Exercise requirements:
Provide nothing but the number of lines containing the string "code".

Data segment:
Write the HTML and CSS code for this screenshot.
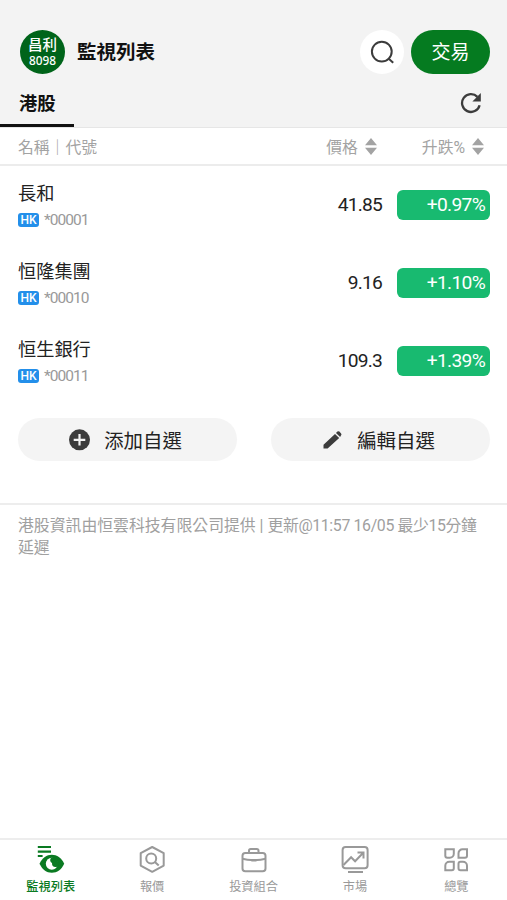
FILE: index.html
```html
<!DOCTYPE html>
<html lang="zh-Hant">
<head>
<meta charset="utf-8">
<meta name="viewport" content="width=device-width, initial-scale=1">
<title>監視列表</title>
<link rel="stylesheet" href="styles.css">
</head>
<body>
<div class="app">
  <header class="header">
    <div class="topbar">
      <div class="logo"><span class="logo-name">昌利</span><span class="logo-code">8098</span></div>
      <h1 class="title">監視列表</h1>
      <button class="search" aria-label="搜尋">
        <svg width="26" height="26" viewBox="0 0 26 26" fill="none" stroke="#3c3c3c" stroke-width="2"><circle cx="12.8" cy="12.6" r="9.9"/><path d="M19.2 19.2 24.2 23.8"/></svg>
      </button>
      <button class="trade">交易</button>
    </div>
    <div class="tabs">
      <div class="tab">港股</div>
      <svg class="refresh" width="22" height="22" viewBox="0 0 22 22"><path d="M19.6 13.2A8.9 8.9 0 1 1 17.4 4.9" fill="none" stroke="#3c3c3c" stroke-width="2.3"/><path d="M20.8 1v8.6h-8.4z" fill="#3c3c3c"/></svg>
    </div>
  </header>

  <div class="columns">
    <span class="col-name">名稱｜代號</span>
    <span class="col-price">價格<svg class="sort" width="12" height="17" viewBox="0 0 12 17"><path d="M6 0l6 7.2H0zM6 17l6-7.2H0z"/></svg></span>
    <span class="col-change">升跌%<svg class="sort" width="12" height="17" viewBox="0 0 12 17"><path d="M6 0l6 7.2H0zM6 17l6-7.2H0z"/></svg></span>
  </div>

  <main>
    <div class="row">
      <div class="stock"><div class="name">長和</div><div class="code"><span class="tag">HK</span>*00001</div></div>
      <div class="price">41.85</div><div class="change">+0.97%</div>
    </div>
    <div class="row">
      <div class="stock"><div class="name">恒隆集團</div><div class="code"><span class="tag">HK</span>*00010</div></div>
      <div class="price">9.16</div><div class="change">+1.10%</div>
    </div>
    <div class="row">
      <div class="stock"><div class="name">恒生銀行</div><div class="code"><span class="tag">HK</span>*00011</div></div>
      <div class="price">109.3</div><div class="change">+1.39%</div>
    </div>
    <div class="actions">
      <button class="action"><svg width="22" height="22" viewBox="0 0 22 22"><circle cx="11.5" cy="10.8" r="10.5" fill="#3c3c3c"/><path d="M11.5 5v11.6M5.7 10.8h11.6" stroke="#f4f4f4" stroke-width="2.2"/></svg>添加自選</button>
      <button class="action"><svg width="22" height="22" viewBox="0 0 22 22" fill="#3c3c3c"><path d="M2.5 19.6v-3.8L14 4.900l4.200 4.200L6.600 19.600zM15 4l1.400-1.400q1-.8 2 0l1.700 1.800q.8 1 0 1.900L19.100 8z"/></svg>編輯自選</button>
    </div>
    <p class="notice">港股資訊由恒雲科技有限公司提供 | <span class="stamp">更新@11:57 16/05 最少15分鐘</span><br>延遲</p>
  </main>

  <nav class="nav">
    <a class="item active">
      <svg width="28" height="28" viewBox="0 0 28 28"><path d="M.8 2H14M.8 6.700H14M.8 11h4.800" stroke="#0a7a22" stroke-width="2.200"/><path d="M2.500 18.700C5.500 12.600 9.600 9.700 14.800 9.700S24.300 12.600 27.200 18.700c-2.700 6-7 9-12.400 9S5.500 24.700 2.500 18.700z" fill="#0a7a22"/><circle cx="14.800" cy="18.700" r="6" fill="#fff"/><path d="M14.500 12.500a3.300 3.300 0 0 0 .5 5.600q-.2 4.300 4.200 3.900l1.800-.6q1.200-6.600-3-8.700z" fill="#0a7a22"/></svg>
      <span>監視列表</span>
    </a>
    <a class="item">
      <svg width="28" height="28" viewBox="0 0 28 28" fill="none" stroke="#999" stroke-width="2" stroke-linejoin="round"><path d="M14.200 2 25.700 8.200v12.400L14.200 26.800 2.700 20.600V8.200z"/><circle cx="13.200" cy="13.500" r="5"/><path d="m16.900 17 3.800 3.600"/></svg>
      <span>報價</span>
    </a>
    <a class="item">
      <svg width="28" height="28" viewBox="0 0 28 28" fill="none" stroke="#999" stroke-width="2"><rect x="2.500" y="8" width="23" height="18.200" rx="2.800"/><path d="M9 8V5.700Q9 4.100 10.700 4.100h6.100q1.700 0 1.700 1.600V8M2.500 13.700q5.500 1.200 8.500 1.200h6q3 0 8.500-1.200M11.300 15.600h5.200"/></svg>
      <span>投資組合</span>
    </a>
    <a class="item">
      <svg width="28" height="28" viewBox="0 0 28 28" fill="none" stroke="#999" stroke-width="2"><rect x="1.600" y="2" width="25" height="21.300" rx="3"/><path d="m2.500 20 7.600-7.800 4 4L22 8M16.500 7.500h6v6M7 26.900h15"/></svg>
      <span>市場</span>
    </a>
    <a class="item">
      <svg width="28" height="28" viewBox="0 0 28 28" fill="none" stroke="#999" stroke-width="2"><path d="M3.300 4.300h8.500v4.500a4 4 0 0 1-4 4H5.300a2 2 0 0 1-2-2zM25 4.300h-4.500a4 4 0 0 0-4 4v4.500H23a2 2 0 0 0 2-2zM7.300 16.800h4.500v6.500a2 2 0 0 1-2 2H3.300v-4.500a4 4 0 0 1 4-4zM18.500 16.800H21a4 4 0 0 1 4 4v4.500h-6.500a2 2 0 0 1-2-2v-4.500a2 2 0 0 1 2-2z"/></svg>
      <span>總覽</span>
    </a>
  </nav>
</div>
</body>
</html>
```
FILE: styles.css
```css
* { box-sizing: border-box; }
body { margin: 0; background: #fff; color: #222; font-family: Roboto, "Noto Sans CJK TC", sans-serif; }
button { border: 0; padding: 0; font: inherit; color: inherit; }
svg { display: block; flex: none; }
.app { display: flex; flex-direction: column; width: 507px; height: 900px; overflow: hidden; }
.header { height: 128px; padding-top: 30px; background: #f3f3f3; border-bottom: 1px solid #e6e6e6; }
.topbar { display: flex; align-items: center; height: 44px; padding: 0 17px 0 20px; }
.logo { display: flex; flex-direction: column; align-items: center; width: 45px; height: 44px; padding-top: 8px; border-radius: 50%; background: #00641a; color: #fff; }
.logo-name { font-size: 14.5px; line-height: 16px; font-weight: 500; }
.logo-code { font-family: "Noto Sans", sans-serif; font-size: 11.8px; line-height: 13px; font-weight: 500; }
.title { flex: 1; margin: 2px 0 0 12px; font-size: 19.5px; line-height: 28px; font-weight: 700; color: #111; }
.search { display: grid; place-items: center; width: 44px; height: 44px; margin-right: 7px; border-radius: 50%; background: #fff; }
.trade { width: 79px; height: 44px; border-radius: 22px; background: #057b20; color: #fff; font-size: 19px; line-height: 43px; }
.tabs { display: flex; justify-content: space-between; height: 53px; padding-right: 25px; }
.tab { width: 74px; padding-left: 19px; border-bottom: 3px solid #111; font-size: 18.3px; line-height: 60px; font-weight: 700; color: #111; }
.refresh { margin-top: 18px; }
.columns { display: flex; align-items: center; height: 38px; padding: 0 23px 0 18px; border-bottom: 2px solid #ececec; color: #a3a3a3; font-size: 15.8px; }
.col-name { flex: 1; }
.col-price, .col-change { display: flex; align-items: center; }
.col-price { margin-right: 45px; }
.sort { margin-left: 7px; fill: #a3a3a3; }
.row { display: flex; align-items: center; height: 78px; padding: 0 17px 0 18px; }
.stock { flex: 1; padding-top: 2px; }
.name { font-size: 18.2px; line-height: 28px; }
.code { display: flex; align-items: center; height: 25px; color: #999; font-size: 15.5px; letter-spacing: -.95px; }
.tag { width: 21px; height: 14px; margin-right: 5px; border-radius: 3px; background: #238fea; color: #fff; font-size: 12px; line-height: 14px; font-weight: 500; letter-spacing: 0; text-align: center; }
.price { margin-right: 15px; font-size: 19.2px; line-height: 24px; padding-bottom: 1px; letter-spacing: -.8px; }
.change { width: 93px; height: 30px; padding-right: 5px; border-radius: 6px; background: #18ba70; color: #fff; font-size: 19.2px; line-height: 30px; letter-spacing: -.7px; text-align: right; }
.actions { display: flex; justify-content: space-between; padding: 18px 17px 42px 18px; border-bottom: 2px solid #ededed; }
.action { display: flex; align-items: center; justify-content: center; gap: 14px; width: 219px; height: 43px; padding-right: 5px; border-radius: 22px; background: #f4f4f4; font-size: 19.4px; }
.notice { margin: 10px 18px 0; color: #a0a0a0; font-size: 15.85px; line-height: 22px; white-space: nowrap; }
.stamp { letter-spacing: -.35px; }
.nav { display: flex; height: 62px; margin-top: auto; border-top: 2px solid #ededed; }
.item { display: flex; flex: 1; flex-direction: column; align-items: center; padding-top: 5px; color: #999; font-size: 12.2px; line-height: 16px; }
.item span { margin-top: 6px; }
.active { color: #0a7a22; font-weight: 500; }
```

Written answer:
7